What I find even more stupid about this 16.6 kilometre underground spaghetti junction is that a policy decision was taken to build this and not some other thing. The $16.8bn price tag, means that this cost $1.0121bn/km. Yet again we run into our old friend in economics of Opportunity Cost. At $10m/km, we could have had 168 kilometers of underground railway line. Now admittedly that would not have addressed the problem of traffic flow immediately but placed properly, commuters would have not put their cars on the road and left them at home and taken the train instead. One train service clears about 10,000 people per hour/ which is better than 3000 cars per hour. That has a different effect on current flow. Fewer cars does lower the Voltage which does lower the traffic flow but it also lowers the need to accommodate that traffic flow in the first place. There is a kind of happiness and utility to be derived in not having to sit in traffic; which comes from being on a train.

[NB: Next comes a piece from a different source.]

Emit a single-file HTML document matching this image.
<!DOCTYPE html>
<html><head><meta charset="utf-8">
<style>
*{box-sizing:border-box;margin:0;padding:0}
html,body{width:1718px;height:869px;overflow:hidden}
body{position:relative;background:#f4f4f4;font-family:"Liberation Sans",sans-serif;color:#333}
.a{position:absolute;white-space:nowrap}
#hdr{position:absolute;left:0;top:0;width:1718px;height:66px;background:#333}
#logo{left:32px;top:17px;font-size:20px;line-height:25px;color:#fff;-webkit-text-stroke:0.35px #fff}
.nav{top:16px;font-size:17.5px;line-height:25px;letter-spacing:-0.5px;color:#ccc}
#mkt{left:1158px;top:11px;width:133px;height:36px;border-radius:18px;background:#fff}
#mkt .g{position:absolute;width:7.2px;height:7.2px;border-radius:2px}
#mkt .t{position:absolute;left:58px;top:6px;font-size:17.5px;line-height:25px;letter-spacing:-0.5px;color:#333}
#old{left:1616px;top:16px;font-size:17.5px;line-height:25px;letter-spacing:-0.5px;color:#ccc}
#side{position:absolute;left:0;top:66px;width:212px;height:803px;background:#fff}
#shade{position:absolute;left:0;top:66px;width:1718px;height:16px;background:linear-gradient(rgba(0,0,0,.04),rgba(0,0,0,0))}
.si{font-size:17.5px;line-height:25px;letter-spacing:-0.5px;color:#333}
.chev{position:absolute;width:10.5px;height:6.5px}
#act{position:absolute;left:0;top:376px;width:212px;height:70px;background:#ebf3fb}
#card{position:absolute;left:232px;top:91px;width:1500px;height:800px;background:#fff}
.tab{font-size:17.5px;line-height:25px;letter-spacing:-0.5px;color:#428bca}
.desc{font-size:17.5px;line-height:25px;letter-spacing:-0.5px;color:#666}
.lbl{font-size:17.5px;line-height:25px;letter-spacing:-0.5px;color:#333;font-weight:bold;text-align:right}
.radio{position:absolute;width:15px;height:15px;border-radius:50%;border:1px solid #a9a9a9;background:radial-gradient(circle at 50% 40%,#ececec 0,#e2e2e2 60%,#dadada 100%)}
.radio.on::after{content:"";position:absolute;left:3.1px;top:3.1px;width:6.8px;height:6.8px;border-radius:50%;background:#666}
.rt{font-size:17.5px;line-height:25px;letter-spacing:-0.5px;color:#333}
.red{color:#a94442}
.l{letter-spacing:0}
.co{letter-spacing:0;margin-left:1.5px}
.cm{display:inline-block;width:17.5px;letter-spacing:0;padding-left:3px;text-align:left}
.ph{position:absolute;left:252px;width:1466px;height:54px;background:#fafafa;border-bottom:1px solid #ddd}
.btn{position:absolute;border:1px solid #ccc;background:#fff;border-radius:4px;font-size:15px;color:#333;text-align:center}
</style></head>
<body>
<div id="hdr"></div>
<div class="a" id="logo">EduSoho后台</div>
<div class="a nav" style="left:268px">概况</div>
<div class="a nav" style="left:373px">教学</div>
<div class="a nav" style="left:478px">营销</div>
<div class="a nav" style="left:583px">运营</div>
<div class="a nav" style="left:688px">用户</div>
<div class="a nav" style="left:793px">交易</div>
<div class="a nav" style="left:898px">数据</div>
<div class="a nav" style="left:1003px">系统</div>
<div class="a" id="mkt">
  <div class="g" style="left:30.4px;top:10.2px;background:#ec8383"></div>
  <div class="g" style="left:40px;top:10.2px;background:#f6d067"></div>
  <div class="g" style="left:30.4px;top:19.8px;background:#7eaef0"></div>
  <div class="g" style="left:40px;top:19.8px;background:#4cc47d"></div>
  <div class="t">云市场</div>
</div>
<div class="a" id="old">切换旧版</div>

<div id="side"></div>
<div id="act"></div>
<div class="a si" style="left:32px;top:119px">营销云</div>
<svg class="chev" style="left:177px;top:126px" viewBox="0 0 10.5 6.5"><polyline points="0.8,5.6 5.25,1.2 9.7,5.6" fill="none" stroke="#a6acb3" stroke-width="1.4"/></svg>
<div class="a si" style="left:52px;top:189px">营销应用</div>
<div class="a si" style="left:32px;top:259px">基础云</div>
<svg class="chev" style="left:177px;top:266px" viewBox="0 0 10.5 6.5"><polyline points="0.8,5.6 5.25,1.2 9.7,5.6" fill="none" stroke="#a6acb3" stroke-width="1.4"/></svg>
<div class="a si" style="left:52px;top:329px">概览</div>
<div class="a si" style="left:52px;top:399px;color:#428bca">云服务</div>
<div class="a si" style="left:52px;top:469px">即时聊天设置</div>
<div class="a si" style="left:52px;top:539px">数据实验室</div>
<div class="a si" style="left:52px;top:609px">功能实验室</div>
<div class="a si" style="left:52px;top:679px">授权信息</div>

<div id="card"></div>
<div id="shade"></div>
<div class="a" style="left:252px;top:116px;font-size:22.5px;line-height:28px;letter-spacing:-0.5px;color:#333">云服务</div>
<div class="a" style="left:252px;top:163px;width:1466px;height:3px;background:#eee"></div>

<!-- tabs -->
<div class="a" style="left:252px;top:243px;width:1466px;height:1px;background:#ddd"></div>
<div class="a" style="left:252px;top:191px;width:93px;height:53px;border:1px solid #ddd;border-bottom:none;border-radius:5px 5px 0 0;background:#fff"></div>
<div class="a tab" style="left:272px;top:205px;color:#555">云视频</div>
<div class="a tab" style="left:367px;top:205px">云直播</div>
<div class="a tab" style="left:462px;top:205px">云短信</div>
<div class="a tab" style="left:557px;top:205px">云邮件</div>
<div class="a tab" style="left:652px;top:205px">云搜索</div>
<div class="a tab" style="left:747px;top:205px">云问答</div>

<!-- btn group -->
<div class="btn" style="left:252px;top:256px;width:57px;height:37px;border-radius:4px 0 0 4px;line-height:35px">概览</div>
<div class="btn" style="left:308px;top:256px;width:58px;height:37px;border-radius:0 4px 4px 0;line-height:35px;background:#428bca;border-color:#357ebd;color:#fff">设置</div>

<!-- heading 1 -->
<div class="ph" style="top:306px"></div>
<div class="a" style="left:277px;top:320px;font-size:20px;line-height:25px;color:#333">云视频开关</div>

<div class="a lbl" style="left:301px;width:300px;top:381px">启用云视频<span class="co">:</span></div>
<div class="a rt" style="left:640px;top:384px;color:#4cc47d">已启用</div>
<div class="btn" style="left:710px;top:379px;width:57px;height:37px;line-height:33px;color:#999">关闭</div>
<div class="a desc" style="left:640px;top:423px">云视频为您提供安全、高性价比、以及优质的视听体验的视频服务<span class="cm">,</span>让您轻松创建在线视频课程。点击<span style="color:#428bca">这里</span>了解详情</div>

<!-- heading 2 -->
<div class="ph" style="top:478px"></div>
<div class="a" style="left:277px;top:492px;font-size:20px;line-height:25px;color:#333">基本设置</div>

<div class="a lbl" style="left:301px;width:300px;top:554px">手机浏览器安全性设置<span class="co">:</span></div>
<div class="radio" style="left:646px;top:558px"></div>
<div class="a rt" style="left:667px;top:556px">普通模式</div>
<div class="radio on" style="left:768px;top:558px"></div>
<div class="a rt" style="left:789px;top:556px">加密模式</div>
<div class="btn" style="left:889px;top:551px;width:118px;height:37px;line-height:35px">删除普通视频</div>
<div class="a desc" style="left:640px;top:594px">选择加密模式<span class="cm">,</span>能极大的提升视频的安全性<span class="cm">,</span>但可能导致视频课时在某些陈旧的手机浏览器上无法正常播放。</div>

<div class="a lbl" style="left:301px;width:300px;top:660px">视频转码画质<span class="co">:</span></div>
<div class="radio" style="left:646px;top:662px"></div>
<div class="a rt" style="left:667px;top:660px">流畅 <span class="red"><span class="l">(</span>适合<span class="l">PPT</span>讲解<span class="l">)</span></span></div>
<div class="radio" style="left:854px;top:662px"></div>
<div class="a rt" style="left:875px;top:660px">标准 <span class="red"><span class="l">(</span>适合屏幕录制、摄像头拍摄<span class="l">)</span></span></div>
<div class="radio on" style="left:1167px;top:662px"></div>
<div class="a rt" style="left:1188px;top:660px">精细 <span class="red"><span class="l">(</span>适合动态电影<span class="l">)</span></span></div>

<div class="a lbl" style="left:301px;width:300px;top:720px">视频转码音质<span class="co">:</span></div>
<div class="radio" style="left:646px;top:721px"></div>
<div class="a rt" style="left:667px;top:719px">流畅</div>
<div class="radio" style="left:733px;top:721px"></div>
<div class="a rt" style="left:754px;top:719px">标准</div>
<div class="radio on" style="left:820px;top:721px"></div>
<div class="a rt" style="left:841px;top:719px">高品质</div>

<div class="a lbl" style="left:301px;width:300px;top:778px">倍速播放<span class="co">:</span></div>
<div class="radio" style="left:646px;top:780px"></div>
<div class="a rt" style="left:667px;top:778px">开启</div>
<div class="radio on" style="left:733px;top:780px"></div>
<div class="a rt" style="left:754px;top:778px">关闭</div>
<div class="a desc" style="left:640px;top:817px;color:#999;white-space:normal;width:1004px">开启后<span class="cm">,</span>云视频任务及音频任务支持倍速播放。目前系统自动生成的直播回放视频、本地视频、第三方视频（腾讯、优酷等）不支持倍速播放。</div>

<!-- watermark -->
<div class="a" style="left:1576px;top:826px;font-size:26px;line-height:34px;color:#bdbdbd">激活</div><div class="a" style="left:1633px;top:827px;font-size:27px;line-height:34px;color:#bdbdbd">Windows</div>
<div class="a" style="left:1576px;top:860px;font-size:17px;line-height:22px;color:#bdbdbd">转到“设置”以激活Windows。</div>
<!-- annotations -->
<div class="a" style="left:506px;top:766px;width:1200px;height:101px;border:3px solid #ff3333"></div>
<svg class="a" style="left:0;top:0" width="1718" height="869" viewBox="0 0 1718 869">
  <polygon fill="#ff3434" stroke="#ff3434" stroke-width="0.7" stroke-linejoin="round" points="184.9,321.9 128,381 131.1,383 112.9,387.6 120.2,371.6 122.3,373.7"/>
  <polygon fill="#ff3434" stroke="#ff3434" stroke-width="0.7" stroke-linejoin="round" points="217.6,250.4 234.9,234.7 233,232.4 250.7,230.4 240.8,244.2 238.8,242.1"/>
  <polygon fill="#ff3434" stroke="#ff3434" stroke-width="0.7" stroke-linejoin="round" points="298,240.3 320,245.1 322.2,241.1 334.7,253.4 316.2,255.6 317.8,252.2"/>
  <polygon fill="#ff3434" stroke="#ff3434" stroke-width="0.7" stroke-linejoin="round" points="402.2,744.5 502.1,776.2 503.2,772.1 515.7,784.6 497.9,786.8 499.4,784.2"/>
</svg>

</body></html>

However that choice was never on the table for the motorists who use Victoria Road. They came across one lonely solitary sign and made their decisions completely rationally based upon the information that they had. The tailback which stretched back along for many kilometres was not because motorists were "confused" but rather, that the road is badly signposted, that motorists are consistently treated like mugs, and that an opportunity cost decision was made so that they were forced to make that last second decision. The tailbacks and traffic are not the fault of "confused" motorists who are acting rationally but Transport for New South Wales who made the decision to spend $16.8bn to build this silly thing in the first place.